TASK TO COMPLETE: Report, word for word, every line of the material that contains "React".

RAW DATA:
■ ■ ■
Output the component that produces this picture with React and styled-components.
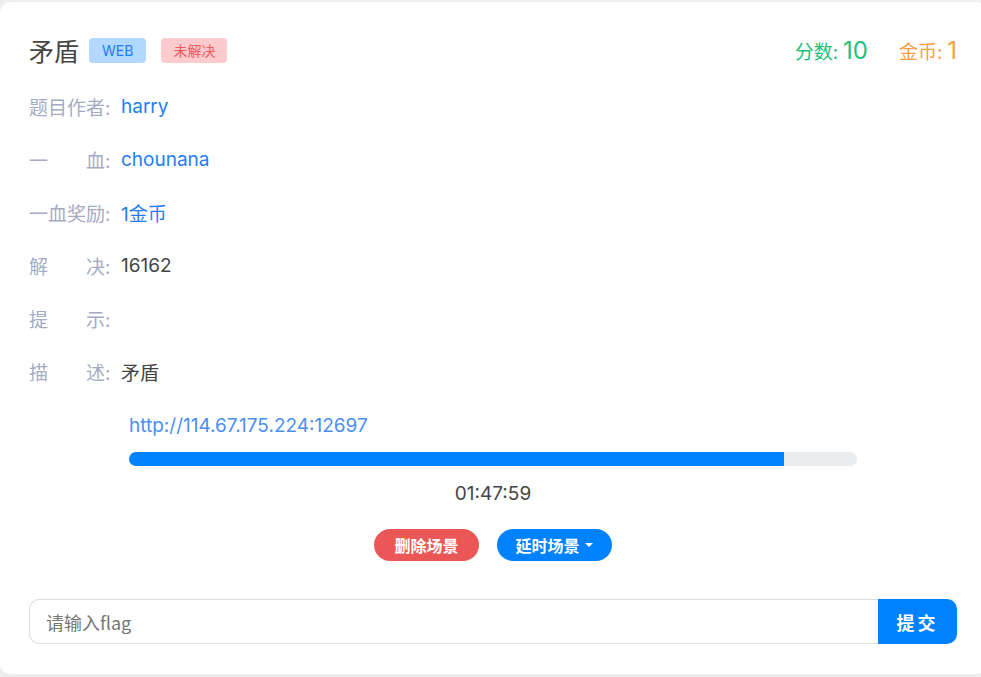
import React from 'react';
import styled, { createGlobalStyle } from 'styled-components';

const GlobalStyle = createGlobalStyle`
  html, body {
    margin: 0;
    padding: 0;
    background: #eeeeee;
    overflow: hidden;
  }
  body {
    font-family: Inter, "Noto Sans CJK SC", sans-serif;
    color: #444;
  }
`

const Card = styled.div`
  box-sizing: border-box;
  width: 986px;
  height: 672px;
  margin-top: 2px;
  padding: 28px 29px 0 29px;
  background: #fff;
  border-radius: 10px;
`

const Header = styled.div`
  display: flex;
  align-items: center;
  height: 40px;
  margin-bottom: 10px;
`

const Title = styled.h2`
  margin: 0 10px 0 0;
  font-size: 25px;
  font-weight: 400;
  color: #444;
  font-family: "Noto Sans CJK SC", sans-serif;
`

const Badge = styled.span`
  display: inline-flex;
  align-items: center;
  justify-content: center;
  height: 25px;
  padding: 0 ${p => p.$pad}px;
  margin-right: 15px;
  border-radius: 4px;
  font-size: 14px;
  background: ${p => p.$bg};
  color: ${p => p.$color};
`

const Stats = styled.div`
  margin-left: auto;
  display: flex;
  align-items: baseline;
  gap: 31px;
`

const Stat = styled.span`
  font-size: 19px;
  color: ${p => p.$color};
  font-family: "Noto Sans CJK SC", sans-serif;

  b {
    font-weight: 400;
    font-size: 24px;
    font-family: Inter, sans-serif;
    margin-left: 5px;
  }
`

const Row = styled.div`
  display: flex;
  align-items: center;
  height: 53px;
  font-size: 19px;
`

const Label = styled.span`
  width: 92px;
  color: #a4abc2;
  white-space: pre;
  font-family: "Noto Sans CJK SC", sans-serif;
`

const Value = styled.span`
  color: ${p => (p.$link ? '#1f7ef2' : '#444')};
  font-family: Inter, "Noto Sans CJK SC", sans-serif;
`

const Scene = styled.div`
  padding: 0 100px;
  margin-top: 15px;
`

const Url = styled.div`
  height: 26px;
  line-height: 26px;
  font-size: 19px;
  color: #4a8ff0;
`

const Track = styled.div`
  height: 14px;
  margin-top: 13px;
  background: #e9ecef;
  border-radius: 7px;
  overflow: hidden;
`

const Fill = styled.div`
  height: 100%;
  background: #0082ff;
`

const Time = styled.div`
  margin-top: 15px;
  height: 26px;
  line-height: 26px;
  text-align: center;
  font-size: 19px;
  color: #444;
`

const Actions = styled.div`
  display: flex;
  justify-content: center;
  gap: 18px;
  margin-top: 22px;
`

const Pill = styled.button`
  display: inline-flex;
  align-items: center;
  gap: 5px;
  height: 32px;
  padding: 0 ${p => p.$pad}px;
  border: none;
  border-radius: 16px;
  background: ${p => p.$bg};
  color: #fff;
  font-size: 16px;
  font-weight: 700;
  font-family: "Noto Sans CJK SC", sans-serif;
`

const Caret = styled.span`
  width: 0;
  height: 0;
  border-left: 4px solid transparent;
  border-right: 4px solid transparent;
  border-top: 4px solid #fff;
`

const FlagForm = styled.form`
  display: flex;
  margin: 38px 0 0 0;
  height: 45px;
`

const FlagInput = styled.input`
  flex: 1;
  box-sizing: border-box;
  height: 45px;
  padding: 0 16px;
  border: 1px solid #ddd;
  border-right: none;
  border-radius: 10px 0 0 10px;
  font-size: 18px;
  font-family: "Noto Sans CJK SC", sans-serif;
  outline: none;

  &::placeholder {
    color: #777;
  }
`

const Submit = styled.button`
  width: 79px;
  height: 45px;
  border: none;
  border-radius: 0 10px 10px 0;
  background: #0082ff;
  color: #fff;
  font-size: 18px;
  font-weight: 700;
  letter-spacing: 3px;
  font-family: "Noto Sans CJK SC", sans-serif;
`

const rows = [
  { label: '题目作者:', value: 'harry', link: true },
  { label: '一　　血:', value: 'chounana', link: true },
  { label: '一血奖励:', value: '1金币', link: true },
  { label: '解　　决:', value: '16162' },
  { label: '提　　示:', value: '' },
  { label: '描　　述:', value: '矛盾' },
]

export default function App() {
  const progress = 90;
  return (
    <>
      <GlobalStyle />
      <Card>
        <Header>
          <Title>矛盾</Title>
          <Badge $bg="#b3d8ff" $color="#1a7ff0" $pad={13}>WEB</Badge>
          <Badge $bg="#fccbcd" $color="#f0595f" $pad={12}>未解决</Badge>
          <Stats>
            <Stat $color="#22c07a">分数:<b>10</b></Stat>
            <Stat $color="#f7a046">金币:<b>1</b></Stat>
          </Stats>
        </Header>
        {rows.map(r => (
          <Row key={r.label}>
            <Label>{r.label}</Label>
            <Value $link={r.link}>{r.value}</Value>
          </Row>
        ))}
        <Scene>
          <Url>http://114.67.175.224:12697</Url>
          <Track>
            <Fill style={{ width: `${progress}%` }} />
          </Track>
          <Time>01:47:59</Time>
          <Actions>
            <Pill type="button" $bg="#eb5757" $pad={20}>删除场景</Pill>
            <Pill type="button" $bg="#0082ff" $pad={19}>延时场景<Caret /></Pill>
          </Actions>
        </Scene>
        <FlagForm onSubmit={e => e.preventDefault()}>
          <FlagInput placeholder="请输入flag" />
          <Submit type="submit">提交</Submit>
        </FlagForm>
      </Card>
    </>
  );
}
■ ■ ■
PROBLEM SOLUTION:
Output the component that produces this picture with React and styled-components.
import React from 'react';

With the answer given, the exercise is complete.